Written instruction:
Of the lines below, count those containing the word "React". Reply with the number alone.

Provided records:
------------------------------------------------------------

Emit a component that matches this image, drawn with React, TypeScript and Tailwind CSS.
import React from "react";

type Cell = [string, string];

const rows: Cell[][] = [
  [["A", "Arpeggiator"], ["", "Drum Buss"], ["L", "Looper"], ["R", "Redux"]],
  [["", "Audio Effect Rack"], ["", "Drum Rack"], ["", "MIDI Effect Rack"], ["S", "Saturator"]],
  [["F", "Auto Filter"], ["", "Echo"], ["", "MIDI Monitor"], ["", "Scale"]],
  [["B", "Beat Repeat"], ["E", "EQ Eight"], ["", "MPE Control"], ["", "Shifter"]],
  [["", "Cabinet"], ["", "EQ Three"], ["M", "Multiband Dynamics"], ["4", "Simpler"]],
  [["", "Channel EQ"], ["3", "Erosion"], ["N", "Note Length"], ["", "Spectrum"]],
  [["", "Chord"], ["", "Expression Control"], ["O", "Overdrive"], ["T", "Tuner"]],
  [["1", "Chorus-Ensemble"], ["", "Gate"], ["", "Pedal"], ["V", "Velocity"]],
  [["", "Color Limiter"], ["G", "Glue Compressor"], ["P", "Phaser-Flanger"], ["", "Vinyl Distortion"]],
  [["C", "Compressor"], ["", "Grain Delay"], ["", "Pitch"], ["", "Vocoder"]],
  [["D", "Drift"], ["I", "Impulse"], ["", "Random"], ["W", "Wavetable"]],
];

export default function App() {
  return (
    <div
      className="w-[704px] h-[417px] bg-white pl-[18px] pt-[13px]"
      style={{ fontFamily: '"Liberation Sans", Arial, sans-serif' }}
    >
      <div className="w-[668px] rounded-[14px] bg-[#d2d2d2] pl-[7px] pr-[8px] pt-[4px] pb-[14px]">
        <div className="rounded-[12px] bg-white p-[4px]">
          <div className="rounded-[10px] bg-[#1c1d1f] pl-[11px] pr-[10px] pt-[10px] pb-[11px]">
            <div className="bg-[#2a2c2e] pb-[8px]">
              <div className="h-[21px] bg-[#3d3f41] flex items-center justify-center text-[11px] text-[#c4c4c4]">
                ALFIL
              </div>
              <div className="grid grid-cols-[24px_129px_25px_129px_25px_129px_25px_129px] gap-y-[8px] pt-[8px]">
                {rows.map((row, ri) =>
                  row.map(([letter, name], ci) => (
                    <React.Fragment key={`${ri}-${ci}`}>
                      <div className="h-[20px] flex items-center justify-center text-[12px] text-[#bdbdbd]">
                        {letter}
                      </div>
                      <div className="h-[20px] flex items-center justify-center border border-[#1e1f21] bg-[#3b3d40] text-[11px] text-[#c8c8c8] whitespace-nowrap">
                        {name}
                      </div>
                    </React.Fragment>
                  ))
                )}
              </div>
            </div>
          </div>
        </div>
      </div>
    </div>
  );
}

------------------------------------------------------------

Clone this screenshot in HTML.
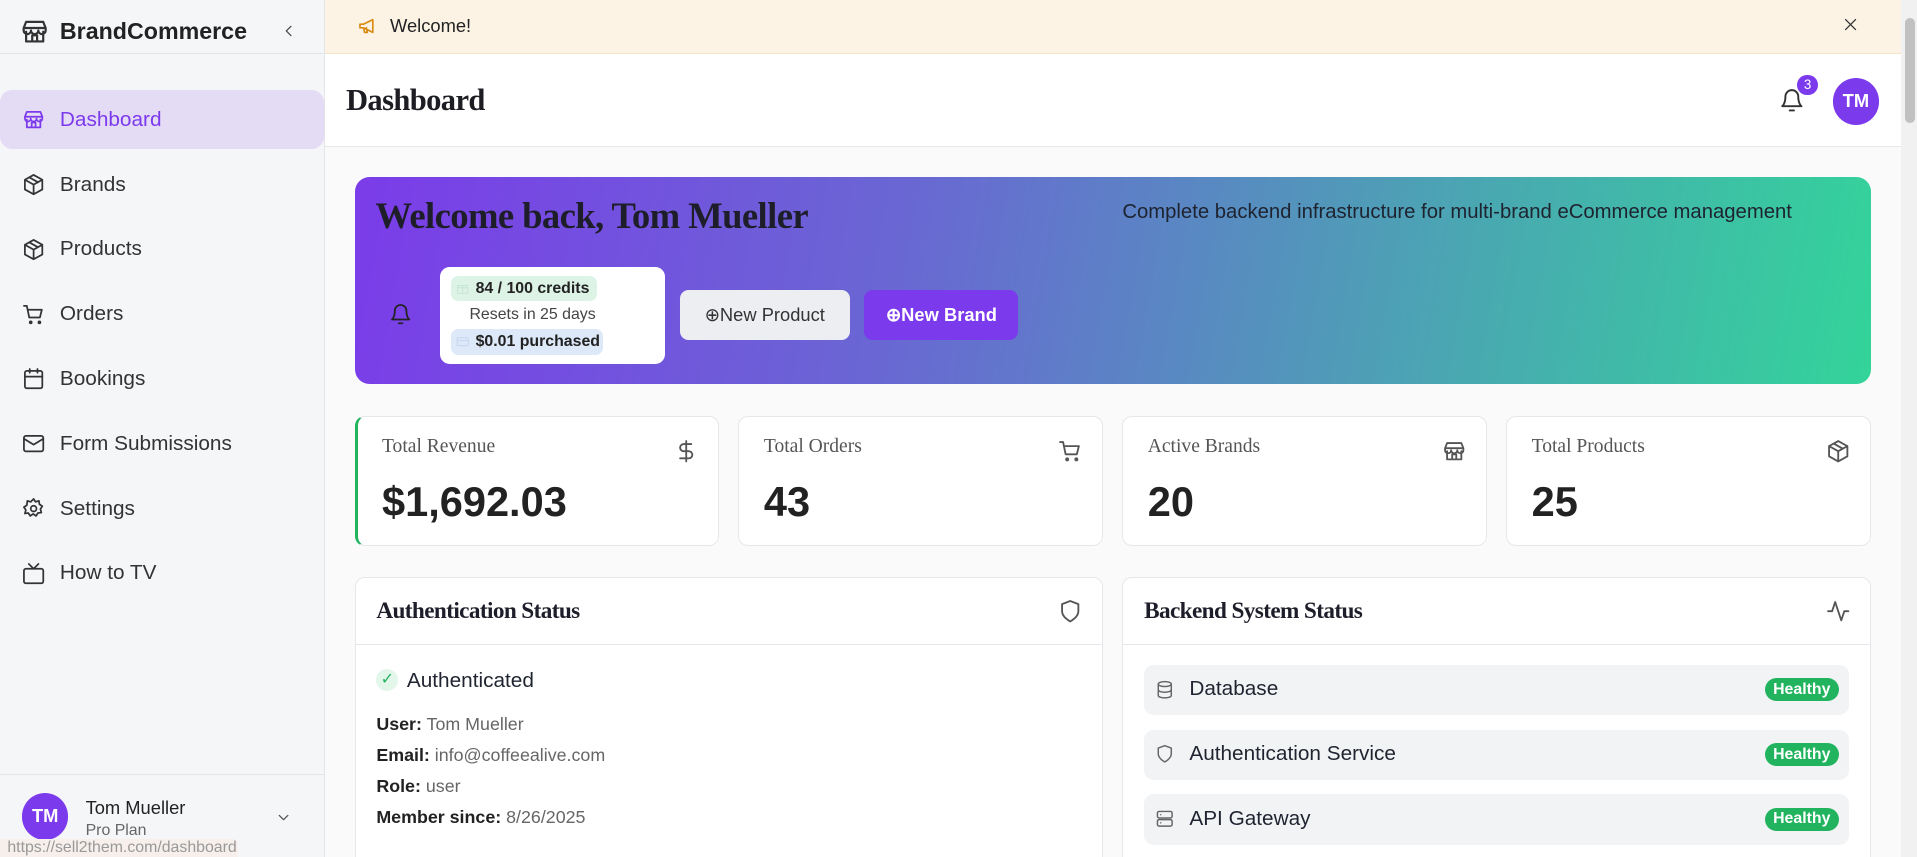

------------------------------------------------------------

Result:
4